At the Green Party for England and Wales election campaign launch in Bristol, Ms Berry said: "Let's be honest about the situation we're in. We know these are dark times. It's easy to fear the future.
"The threat of Brexit hangs over our heads, the climate emergency rages from the Amazon to the Arctic, and our fragile democracy is under attack.
"But despite all this, Greens don't fear the future.
"We welcome the future. Because we know that we stand at the threshold of what could be the most exciting and prosperous period of British history."
Standing aside?
The Green Party supports another EU referendum and is in talks with the Liberal Democrats and Plaid Cymru about forming a "Remain alliance" to stop Brexit.
The deal would see candidates stand aside for each other to increase the chances of a Remain-supporting MP being elected.
Green Party co-leader Jonathan Bartley said the alliance hoped to target "around 50 seats", telling BBC Politics Live: "The idea is to get the biggest Remain party bloc in the Parliament."
He admitted some local Green Party branches were against the idea of standing aside for a Lib Dem or Plaid Cymru candidate.
"Some want to, some are not so keen," he said, but he hoped a deal would "go through" and would be announced "quite soon".
Mr Bartley also defended the levels of borrowing needed to fulfil the Greens' pledges, saying the investment would create hundreds of thousands of new jobs and "pay for itself in the long run".
"The climate emergency - if it comes to fruition - does not bear thinking about in terms of the cost of trillions to the economy," he told the Today programme.
Elsewhere in the election campaign on Wednesday:
Boris Johnson is due to start the Conservative Party election campaign at a rally in the West Midlands and will say only his party can "get Brexit done"
In a speech in Telford, Labour leader Jeremy Corbyn said a Labour government should be judged on the "real change" it delivers and "the concrete improvements it makes to the lives of millions"
Liberal Democrat leader Jo Swinson launched her election "battle bus" in north London, pledging an extra £11bn for mental health care if her party is in government
Reality Check: Where would the £100bn come from?
By Tom Edgington, BBC Reality Check
The Green Party is proposing to fund its key pledge by increasing government borrowing by £91bn a year.

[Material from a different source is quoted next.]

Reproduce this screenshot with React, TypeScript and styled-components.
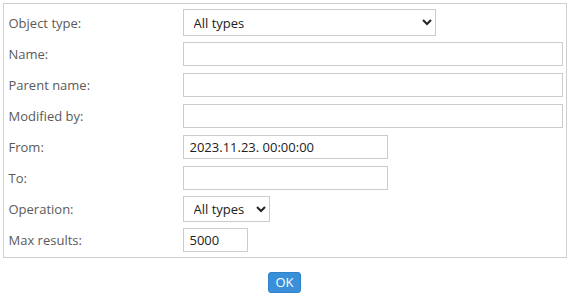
import styled, { createGlobalStyle } from 'styled-components';

const GlobalStyle = createGlobalStyle`
  html, body {
    margin: 0;
    padding: 0;
    background: #fff;
  }
  body {
    font-family: 'Open Sans', 'Noto Sans', sans-serif;
    font-size: 13px;
  }
`;

const Page = styled.div`
  padding: 3px 9px 0 3px;
  display: flex;
  flex-direction: column;
  align-items: center;
`;

const FormBox = styled.div`
  width: 564px;
  box-sizing: border-box;
  border: 1px solid #cfcfcf;
  padding: 3px 0 2px 4px;
  display: flex;
  flex-direction: column;
`;

const Row = styled.div`
  height: 31px;
  display: grid;
  grid-template-columns: 175px 1fr;
  align-items: center;
`;

const Label = styled.label`
  color: #5a5a5a;
  padding-left: 1px;
`;

const Field = styled.input<{ $width?: number }>`
  box-sizing: border-box;
  width: ${(p) => (p.$width ? `${p.$width}px` : '380px')};
  height: 24px;
  border: 1px solid #cccccc;
  padding: 0 6px;
  font-family: 'Open Sans', 'Noto Sans', sans-serif;
  font-size: 13px;
  color: #222;
  outline: none;
  border-radius: 0;
`;

const Select = styled.select<{ $width: number; $height: number }>`
  box-sizing: border-box;
  width: ${(p) => p.$width}px;
  height: ${(p) => p.$height}px;
  border: 1px solid #cccccc;
  border-radius: 0;
  background: #fff;
  padding: 0 6px;
  font-family: 'Open Sans', 'Noto Sans', sans-serif;
  font-size: 13px;
  color: #222;
  outline: none;
`;

const Footer = styled.div`
  padding-top: 14px;
  display: flex;
  justify-content: center;
`;

const OkButton = styled.button`
  height: 21px;
  padding: 0 6px;
  background: #3a8fd9;
  border: 1px solid #2f82cc;
  border-radius: 3px;
  color: #fff;
  font-family: 'Open Sans', 'Noto Sans', sans-serif;
  font-size: 13px;
  line-height: 19px;
  cursor: pointer;
`;

const App = () => {
  return (
    <>
      <GlobalStyle />
      <Page>
        <FormBox>
          <Row>
            <Label>Object type:</Label>
            <Select $width={253} $height={27} defaultValue="all">
              <option value="all">All types</option>
            </Select>
          </Row>
          <Row>
            <Label>Name:</Label>
            <Field />
          </Row>
          <Row>
            <Label>Parent name:</Label>
            <Field />
          </Row>
          <Row>
            <Label>Modified by:</Label>
            <Field />
          </Row>
          <Row>
            <Label>From:</Label>
            <Field $width={205} defaultValue="2023.11.23. 00:00:00" />
          </Row>
          <Row>
            <Label>To:</Label>
            <Field $width={205} />
          </Row>
          <Row>
            <Label>Operation:</Label>
            <Select $width={87} $height={26} defaultValue="all">
              <option value="all">All types</option>
            </Select>
          </Row>
          <Row>
            <Label>Max results:</Label>
            <Field $width={65} defaultValue="5000" />
          </Row>
        </FormBox>
        <Footer>
          <OkButton>OK</OkButton>
        </Footer>
      </Page>
    </>
  );
};

export default App;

The remaining £9bn will come from tax changes, including an increase in corporation tax to 24%.
This would represent a massive increase on current borrowing levels. The independent Institute for Fiscal Studies believes government borrowing will be £55bn this year.
In terms of how £100bn compares to other areas of UK government spending, it's about the same that's spent on education each year.
Deputy leader Amelia Womack also set out the Green Party's plan to make the country carbon neutral by 2030.
This will be done, Ms Womack said, by building 100,000 energy efficient homes each year, by "revolutionising" transport infrastructure, a roll-out of renewable energy and creating "hundreds of thousands" of "low carbon jobs" - including, for example, workers installing insulation in homes.
"This could be our last chance to elect a Parliament to keep us below dangerous warming," Ms Womack said.
"The climate doesn't care about promises. The environment doesn't care about pledges.
"What we need is action. And the Green Party has the single most ambitious and comprehensive plan to go carbon neutral by 2030 while delivering social justice across Britain."
Labour has also set out some of its own environmental pledges, including a promise to cut UK carbon emissions by 10% through a home improvement programme.
A Labour government would fund £60bn of energy-saving upgrades, such as loft insulation, enhanced double glazing and new heating systems, by 2030.
The Conservatives say they have "a proper plan to continue reducing carbon emissions" which will build on the "400,000 low carbon jobs we've already created [while in government]".